EXERCISE → Identify the lines that include the word "React", then copy all of them.

MATERIAL →
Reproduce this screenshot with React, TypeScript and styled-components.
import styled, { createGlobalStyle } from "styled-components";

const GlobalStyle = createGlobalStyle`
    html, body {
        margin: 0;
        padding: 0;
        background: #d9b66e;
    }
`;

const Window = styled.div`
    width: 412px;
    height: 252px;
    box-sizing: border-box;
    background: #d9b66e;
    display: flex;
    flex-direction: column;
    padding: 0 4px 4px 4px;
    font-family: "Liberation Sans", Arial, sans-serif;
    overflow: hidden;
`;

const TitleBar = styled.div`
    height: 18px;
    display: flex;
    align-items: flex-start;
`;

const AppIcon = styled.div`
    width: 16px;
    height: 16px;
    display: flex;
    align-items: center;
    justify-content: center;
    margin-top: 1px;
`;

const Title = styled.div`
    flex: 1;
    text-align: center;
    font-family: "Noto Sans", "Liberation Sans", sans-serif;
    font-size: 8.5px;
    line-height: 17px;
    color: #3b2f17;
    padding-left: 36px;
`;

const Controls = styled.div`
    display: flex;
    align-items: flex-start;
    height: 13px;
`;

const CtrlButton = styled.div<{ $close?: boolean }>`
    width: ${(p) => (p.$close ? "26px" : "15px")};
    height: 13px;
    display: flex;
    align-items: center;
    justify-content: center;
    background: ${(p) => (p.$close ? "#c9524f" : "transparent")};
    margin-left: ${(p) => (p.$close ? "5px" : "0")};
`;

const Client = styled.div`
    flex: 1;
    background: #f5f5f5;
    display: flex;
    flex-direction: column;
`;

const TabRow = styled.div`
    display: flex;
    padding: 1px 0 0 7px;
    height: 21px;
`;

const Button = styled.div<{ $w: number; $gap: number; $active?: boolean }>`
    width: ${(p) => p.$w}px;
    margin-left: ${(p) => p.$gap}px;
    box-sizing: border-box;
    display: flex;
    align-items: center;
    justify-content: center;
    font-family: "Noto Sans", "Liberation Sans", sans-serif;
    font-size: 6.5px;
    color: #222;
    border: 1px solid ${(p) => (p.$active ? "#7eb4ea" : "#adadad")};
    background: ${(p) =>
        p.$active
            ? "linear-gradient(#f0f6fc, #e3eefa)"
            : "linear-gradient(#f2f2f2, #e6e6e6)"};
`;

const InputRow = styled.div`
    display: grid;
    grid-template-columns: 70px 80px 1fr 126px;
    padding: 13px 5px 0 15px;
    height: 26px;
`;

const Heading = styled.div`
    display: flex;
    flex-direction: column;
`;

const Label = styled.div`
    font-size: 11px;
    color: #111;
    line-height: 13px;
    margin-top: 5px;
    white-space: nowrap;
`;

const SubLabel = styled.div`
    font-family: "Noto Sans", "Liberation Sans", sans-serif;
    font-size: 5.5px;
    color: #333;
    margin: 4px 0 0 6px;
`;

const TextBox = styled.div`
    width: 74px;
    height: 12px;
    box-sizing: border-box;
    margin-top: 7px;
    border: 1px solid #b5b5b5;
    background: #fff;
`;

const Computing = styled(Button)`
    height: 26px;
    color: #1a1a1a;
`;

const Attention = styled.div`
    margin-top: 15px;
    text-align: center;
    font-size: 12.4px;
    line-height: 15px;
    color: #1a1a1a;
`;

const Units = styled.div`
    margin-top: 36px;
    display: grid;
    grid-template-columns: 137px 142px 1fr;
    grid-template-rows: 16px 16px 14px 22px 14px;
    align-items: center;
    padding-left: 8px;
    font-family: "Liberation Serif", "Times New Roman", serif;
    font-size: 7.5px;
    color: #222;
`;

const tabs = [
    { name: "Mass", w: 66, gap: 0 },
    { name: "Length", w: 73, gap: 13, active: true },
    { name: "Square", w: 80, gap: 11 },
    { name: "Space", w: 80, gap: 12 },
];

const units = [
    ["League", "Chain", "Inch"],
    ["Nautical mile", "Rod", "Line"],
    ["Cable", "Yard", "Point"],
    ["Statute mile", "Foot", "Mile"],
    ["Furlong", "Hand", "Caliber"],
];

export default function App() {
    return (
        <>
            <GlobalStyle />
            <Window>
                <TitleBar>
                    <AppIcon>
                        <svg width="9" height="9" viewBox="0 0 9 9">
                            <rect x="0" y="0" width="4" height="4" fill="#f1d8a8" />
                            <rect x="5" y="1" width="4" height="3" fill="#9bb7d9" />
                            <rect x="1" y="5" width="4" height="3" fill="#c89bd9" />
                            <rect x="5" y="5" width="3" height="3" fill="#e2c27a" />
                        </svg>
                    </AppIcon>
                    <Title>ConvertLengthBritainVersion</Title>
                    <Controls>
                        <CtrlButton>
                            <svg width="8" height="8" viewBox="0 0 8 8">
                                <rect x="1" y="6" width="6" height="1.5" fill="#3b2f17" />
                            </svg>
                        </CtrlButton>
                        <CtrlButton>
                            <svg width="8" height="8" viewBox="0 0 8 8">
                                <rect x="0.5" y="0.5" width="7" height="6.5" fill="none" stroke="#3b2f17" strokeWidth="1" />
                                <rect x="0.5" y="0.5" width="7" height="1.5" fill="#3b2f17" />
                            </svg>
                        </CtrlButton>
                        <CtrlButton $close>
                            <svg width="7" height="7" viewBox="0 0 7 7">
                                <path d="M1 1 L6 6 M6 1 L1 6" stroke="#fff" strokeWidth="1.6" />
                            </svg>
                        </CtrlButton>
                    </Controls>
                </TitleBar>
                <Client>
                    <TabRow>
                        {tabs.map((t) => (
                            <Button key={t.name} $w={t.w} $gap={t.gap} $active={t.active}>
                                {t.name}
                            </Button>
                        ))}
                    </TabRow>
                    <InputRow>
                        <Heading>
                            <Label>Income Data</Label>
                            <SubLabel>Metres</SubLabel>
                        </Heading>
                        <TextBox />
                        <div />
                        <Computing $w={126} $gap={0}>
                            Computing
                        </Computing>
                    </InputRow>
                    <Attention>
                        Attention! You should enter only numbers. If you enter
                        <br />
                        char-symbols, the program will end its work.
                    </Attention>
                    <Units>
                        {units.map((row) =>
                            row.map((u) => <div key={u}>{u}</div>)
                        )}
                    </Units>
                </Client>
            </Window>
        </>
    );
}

* * *

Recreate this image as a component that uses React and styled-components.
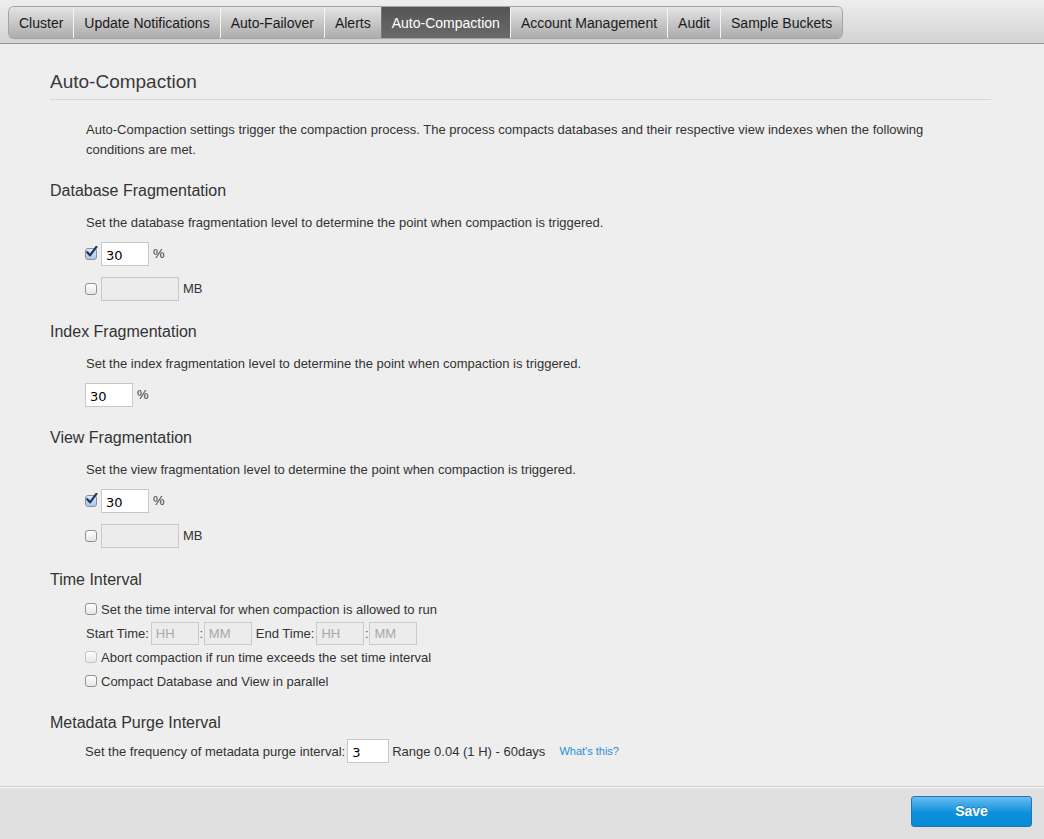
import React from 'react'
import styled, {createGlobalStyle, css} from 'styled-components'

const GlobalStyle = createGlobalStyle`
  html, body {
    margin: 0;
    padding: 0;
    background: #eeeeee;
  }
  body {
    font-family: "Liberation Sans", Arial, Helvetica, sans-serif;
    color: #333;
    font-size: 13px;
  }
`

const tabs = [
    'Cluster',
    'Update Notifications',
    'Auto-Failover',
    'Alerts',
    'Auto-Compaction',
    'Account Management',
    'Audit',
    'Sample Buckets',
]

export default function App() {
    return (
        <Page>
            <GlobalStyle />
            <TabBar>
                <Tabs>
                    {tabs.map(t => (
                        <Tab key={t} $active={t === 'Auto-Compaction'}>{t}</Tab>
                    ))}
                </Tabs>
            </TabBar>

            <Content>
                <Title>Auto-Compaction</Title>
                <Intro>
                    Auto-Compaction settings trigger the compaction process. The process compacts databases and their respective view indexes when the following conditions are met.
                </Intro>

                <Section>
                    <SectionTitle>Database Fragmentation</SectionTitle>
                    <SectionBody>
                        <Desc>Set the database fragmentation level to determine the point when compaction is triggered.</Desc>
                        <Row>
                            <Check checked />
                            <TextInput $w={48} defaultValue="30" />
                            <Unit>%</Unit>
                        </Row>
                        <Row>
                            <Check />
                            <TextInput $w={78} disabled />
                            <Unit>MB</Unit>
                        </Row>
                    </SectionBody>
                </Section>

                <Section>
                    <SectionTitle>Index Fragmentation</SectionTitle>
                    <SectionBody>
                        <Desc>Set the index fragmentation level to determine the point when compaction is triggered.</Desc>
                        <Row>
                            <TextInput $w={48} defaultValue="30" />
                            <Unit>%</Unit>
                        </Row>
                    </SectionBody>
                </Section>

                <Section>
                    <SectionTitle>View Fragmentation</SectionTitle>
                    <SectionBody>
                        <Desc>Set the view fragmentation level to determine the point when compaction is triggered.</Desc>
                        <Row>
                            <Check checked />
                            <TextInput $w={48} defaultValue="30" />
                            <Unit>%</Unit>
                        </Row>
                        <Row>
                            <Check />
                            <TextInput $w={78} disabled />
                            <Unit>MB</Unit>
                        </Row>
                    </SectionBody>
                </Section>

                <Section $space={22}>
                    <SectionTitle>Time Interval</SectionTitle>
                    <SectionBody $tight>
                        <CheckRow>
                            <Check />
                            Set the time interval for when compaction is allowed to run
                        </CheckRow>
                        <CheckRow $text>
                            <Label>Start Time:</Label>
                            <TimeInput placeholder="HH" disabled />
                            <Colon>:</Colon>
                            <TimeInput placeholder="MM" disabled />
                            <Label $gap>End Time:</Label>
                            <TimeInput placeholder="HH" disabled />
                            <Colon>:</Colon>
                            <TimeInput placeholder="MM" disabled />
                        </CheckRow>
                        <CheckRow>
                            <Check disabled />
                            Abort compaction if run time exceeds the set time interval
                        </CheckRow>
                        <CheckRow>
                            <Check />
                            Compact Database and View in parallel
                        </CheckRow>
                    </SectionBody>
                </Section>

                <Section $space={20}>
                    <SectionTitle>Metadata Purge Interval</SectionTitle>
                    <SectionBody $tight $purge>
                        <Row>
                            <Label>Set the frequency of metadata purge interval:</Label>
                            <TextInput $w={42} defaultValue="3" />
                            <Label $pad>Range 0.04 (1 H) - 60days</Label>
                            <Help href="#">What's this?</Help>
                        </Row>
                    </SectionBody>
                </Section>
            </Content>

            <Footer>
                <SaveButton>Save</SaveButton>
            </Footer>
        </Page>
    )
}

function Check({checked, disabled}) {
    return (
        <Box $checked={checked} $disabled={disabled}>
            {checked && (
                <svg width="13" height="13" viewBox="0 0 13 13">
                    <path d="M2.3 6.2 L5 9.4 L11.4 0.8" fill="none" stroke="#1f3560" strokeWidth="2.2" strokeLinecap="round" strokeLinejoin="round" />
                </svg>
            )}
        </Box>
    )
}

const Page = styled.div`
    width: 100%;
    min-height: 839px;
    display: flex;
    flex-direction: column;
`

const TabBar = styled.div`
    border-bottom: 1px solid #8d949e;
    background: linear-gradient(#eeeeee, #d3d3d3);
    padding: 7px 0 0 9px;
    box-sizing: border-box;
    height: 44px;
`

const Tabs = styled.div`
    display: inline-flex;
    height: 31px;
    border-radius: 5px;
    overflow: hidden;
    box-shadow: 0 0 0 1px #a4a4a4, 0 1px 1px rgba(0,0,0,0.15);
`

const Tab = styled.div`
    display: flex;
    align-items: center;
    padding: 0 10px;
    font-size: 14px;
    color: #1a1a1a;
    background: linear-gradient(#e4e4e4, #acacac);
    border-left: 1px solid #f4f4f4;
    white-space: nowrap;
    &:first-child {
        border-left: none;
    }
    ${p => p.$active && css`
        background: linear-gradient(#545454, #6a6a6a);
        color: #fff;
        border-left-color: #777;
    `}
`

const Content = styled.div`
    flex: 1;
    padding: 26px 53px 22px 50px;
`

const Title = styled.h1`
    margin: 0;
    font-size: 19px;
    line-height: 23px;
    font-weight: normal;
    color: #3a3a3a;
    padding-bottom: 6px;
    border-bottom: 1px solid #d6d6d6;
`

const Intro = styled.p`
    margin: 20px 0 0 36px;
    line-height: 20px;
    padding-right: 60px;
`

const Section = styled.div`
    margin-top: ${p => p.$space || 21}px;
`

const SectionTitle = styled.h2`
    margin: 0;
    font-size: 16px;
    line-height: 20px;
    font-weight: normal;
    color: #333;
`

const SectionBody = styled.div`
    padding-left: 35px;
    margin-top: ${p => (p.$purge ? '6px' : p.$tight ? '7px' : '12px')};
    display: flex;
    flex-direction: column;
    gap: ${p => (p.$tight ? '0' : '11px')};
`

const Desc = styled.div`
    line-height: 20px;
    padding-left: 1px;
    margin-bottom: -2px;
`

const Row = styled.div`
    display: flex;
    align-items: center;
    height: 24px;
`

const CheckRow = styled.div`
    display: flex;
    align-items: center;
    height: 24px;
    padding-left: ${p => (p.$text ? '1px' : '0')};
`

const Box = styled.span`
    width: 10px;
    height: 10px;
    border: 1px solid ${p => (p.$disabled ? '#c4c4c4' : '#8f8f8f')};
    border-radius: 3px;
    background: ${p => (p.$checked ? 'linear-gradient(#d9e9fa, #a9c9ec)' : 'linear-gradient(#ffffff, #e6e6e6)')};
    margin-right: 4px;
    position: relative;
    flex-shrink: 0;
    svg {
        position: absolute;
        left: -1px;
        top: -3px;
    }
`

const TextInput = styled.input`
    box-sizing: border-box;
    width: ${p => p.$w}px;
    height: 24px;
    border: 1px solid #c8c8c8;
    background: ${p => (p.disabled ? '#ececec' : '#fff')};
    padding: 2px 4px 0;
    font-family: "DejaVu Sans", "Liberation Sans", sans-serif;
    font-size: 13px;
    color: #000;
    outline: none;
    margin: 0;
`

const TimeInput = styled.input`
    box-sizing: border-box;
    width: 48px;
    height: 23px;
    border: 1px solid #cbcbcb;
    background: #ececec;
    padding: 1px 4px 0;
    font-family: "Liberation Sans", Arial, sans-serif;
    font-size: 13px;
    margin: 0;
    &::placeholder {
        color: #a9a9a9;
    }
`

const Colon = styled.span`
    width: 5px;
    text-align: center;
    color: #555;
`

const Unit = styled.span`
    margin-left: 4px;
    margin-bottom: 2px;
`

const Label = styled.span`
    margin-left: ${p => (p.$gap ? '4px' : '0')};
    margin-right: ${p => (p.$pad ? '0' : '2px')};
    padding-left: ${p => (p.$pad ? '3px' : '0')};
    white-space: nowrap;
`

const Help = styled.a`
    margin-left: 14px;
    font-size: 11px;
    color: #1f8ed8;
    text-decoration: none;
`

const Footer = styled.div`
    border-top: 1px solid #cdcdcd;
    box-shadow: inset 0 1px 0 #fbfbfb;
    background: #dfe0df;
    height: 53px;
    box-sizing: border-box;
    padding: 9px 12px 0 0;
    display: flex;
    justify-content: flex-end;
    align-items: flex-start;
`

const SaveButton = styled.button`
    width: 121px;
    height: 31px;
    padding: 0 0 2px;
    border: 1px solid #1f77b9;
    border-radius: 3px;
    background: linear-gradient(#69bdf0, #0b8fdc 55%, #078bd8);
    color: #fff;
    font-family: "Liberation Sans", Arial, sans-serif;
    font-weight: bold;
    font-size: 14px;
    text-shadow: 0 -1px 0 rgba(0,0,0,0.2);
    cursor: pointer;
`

==

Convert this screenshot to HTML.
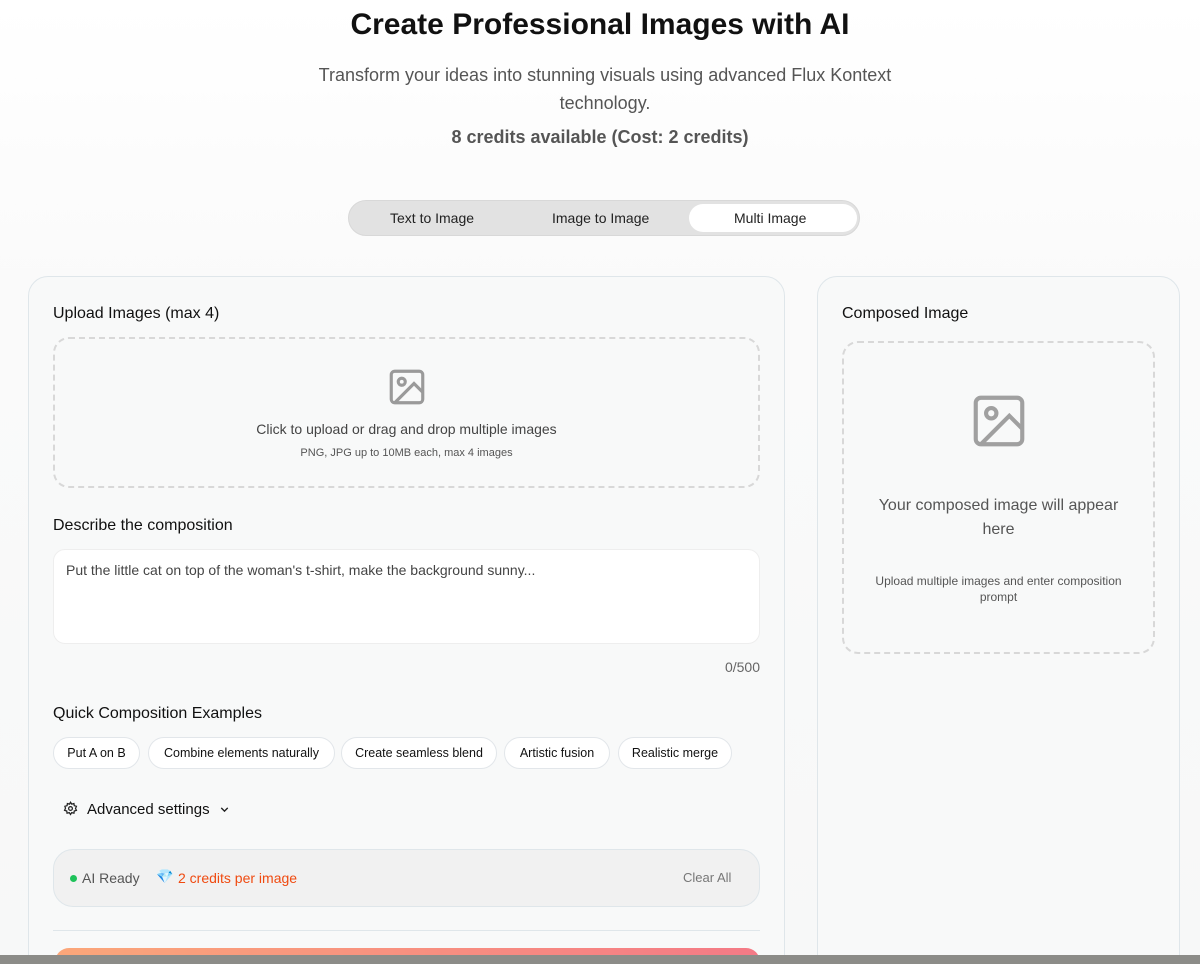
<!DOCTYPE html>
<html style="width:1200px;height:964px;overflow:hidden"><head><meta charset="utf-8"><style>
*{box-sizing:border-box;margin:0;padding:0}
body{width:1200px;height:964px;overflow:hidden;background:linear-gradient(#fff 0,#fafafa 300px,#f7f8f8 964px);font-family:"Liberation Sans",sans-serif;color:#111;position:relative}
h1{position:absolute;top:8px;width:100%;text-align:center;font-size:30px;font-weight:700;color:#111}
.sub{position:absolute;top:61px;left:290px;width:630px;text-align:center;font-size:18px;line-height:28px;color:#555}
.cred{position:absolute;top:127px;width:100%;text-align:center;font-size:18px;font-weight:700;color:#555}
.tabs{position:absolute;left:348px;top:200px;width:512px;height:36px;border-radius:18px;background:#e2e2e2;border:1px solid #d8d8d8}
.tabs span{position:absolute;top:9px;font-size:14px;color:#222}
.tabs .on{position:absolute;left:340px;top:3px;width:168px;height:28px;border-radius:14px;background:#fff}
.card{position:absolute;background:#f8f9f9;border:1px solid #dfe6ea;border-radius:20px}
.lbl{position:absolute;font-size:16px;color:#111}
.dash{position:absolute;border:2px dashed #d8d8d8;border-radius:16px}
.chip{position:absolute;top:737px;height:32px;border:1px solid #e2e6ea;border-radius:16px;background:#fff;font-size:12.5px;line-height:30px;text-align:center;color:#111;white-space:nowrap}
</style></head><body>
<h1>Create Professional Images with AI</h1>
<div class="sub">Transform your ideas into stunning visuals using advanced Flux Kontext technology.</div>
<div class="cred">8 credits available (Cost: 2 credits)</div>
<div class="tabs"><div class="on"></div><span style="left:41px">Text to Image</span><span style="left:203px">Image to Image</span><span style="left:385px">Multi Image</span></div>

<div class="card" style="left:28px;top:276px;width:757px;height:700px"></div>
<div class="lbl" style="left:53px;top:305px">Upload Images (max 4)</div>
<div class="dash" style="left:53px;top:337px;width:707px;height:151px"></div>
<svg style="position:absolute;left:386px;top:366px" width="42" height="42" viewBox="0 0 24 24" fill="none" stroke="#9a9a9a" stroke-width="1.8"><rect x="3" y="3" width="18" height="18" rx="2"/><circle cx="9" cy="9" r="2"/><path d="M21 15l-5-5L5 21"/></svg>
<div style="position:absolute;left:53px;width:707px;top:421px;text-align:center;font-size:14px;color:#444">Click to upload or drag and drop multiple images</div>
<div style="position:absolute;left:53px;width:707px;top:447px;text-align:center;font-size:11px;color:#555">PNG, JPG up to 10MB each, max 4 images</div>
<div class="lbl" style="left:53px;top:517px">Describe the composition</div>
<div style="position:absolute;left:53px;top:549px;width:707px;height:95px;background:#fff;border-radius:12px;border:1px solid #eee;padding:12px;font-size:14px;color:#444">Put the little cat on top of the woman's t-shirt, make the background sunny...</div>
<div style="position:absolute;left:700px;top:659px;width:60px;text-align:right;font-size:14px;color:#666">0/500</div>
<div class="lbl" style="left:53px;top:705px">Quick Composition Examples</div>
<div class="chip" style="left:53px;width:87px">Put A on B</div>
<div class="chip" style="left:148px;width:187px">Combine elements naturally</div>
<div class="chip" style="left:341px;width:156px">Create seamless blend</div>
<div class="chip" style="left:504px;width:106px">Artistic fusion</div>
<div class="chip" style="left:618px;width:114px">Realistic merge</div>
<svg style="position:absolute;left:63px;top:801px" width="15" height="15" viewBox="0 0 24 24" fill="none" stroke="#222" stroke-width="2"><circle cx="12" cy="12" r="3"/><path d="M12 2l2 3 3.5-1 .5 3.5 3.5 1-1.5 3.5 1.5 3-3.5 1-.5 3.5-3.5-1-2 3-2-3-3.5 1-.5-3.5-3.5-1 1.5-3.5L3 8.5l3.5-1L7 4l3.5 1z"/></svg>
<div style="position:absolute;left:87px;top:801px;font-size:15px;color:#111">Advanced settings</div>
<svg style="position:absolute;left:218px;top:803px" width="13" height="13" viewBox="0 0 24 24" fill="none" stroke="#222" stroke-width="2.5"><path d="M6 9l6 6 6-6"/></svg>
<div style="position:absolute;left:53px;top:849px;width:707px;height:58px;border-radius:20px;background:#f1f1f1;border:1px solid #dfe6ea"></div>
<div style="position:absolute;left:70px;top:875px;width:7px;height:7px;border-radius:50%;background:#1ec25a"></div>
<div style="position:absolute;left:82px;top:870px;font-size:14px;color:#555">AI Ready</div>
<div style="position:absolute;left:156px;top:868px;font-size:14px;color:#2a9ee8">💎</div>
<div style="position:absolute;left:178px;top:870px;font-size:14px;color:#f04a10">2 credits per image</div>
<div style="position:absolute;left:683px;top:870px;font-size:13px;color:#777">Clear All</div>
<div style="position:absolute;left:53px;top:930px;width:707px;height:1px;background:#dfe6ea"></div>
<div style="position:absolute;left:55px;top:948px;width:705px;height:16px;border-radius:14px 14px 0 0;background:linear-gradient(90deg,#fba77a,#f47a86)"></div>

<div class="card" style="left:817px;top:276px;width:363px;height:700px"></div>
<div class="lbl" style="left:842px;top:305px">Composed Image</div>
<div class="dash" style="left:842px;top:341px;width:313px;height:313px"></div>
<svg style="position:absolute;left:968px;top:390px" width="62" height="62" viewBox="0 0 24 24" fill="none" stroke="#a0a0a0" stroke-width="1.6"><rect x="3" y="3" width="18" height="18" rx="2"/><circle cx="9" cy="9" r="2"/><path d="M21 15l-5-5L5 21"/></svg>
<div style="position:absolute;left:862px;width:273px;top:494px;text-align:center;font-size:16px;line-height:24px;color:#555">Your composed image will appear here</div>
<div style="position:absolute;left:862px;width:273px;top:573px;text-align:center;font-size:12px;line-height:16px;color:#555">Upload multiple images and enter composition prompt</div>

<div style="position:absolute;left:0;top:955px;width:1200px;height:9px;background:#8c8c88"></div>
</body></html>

ANSWER IN FULL →
Reproduce this screenshot with React, TypeScript and styled-components.
Recreate this image as a component that uses React and styled-components.
import React from 'react'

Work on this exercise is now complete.